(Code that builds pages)

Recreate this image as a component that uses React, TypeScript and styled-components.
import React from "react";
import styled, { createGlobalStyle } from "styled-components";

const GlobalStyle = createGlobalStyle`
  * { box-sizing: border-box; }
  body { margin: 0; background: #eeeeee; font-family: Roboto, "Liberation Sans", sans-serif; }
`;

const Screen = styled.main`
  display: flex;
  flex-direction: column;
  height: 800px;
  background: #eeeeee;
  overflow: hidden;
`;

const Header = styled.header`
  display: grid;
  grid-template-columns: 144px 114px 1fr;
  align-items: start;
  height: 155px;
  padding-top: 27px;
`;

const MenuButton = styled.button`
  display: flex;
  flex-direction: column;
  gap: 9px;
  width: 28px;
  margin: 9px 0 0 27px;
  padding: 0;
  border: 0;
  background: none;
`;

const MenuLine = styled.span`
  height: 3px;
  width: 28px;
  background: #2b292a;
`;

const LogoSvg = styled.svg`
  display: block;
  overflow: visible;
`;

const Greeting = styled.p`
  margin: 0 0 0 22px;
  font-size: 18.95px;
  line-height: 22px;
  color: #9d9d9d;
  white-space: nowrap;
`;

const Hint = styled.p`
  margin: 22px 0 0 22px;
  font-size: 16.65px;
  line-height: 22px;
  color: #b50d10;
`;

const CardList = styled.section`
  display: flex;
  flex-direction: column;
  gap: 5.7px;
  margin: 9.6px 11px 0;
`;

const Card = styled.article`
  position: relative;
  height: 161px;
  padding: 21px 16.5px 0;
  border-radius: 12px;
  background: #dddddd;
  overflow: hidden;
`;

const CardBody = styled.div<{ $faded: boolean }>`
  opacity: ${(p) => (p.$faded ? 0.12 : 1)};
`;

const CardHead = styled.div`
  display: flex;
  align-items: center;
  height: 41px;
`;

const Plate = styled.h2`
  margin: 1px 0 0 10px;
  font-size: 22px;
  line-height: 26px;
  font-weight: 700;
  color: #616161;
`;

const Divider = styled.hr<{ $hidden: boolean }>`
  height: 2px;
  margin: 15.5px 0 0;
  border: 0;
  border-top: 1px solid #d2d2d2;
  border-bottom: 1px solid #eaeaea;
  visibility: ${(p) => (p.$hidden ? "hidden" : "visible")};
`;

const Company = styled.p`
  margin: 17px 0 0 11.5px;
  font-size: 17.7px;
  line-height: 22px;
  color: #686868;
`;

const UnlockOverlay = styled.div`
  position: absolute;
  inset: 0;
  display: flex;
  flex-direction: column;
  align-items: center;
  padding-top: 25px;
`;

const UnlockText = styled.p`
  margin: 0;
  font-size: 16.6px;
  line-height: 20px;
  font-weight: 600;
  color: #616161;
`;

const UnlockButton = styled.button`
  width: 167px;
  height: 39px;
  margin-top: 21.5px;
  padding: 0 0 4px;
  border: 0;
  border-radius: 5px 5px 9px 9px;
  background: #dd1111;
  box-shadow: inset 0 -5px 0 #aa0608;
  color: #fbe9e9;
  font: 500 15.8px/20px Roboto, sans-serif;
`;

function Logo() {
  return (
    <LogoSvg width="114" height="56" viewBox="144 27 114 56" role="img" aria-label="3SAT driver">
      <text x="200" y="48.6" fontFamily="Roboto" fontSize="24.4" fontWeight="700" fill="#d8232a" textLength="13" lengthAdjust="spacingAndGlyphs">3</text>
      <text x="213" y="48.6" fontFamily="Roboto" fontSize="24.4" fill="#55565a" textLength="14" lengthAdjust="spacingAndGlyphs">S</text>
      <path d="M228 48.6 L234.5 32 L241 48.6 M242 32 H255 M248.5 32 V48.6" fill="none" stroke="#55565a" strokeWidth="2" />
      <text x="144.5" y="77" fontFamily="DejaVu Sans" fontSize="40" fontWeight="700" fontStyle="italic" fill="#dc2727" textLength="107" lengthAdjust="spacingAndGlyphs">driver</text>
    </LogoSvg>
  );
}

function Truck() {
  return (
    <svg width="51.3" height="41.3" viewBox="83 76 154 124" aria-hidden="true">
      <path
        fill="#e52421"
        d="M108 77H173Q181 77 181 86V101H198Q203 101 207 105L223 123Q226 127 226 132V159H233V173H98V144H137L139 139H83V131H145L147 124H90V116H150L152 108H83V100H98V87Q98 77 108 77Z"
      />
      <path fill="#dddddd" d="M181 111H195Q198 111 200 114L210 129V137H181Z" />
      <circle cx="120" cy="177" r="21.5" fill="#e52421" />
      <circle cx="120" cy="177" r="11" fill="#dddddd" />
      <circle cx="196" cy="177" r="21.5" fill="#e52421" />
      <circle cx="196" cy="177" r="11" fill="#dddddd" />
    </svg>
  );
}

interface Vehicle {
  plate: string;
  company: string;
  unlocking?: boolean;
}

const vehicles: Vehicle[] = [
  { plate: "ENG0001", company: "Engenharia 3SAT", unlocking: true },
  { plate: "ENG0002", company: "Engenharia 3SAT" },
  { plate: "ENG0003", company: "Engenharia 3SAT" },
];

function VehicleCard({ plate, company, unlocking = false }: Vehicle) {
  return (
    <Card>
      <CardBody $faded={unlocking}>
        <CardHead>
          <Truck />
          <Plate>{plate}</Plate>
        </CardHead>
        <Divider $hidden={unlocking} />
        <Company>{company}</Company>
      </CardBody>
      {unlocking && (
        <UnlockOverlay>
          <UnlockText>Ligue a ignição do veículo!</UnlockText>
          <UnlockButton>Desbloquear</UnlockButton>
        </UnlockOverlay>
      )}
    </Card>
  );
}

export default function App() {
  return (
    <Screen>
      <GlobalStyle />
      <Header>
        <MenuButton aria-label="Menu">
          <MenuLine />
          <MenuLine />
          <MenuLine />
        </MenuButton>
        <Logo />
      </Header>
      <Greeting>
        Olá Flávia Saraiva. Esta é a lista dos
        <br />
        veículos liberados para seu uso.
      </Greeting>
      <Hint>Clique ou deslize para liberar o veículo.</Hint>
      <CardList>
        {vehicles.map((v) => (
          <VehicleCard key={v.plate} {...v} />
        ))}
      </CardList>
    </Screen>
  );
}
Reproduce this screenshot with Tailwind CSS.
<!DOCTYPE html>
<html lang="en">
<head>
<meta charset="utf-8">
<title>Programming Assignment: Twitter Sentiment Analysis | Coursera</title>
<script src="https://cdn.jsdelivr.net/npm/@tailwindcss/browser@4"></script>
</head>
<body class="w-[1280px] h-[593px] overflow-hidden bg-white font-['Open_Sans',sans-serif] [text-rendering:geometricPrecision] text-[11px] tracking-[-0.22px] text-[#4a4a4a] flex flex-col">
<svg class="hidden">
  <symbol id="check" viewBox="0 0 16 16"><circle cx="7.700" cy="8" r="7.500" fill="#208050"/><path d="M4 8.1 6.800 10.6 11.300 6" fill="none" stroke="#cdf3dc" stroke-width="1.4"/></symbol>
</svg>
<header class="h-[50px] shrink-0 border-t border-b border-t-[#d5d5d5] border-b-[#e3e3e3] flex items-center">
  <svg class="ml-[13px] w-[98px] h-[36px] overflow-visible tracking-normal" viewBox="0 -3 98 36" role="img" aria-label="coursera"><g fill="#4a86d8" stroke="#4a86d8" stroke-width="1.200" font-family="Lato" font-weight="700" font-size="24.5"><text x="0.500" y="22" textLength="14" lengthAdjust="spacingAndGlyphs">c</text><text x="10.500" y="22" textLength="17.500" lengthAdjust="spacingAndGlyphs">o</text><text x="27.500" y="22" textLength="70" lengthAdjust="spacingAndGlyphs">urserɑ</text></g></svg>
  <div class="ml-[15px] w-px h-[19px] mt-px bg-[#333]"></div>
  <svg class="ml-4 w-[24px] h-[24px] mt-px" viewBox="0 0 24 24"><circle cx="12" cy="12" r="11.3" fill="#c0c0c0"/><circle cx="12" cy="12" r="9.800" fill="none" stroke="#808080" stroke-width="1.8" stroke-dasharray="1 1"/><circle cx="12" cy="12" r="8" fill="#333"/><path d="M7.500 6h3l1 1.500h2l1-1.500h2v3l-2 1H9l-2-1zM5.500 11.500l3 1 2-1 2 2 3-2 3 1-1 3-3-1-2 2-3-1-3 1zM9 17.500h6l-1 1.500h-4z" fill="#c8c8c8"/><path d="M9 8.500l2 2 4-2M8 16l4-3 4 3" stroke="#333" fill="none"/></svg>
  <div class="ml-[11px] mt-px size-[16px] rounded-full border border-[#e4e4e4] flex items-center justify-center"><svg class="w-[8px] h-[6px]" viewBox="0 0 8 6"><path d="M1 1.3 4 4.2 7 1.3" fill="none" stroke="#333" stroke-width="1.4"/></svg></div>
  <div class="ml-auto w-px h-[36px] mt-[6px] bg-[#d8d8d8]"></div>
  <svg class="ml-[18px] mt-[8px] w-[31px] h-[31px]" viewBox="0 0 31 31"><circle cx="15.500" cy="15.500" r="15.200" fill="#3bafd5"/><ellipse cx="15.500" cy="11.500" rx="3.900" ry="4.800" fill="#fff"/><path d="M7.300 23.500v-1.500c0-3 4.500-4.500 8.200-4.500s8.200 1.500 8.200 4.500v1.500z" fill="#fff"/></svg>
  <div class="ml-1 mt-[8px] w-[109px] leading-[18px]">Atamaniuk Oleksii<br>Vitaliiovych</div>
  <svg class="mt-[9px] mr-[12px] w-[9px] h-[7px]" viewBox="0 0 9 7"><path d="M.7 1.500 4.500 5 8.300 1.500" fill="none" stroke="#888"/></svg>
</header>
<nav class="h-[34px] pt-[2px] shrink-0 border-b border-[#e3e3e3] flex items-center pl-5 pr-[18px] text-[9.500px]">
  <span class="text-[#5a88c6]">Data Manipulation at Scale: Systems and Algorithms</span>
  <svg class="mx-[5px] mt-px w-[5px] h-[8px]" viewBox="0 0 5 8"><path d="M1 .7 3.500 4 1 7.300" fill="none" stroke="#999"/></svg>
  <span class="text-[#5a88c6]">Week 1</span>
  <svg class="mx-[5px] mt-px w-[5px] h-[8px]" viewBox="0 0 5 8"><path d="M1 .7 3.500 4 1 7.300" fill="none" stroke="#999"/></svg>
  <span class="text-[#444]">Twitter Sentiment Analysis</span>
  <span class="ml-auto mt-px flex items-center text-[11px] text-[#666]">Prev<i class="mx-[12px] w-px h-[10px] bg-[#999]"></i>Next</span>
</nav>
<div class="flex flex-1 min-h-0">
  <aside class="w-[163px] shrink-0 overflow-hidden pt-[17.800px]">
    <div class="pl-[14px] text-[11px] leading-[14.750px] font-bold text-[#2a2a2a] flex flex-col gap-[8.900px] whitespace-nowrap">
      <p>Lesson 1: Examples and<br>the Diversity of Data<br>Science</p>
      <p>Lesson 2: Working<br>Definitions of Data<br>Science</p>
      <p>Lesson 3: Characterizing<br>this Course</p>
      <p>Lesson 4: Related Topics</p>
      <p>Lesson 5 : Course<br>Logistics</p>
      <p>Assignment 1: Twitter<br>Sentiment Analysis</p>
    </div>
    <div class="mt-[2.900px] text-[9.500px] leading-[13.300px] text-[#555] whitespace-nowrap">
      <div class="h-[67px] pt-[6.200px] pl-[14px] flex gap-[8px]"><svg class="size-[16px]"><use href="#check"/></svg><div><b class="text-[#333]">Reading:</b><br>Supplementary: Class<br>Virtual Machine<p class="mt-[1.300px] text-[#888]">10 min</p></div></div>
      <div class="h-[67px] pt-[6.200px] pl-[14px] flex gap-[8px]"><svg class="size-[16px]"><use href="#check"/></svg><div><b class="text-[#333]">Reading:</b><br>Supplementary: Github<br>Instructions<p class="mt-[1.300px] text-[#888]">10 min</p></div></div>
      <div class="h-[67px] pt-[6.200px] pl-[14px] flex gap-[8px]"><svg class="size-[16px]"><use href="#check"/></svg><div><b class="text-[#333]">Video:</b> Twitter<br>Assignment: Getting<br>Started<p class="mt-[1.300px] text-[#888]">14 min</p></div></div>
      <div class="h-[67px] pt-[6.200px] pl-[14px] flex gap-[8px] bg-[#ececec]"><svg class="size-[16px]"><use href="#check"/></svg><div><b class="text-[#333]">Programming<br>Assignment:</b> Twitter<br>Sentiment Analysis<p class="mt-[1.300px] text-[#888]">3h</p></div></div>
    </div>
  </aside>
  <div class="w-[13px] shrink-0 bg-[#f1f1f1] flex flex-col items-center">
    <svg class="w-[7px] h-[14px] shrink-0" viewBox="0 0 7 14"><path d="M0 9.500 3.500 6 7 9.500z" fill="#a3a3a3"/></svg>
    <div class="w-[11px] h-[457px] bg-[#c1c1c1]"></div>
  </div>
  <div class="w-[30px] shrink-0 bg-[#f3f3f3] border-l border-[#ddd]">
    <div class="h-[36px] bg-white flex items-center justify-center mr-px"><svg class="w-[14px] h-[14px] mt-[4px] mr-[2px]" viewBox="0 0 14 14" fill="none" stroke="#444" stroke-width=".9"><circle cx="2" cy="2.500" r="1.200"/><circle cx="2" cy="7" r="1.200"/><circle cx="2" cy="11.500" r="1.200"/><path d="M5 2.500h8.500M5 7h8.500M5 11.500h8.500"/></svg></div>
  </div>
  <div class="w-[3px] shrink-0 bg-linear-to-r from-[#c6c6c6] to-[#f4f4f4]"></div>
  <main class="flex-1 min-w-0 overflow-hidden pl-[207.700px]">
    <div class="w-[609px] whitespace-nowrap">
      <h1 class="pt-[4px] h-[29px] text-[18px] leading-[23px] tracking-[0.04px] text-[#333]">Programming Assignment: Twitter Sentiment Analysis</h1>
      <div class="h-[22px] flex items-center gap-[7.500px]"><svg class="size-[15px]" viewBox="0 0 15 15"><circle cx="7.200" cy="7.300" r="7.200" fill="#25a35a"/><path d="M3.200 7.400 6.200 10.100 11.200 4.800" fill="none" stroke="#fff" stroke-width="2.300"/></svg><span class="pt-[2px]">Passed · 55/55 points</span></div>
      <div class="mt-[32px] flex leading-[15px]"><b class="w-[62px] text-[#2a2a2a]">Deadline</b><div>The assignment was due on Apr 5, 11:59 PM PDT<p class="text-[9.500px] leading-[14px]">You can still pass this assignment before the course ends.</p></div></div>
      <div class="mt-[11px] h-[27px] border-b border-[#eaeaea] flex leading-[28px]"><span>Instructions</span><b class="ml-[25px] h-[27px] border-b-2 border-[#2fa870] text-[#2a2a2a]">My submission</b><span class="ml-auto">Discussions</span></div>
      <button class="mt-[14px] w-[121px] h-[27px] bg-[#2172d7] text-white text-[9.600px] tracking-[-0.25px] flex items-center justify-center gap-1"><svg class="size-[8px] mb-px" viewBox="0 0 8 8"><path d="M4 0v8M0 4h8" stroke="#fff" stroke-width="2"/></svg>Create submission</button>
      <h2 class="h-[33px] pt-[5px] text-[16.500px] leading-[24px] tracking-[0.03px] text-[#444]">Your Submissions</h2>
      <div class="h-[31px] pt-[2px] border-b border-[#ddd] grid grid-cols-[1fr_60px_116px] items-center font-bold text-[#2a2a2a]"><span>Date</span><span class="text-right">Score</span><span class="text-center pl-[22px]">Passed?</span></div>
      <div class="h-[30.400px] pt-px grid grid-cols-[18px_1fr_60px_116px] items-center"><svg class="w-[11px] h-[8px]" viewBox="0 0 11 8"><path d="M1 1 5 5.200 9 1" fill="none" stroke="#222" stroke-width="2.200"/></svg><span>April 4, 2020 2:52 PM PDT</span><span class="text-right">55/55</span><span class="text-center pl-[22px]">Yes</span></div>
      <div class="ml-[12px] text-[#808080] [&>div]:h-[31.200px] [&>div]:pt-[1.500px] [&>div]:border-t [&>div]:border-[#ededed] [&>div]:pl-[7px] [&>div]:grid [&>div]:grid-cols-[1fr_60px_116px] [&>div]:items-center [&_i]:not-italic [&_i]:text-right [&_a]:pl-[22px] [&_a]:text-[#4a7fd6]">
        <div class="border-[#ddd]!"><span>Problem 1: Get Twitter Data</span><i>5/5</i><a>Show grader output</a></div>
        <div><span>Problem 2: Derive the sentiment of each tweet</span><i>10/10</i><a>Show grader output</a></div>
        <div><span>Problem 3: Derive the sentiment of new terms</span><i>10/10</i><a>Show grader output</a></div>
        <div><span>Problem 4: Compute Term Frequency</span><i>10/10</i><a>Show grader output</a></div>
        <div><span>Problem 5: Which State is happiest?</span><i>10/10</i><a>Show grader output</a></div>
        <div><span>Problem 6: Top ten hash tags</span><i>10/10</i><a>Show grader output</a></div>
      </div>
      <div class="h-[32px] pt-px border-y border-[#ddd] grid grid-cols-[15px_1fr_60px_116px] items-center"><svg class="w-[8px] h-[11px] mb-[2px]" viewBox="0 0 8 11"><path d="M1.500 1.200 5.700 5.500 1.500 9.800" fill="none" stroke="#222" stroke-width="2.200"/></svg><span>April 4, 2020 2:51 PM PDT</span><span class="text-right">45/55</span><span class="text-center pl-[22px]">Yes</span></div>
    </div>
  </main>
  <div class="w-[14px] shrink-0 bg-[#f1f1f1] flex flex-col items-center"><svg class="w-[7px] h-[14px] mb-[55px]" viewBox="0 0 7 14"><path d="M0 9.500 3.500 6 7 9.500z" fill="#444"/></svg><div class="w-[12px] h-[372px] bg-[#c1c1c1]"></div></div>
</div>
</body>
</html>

• _What you should do_
Collect, from the material above, every line containing the word "components".

• _Task result_
Recreate this image as a component that uses React, TypeScript and styled-components.
import styled, { createGlobalStyle } from "styled-components";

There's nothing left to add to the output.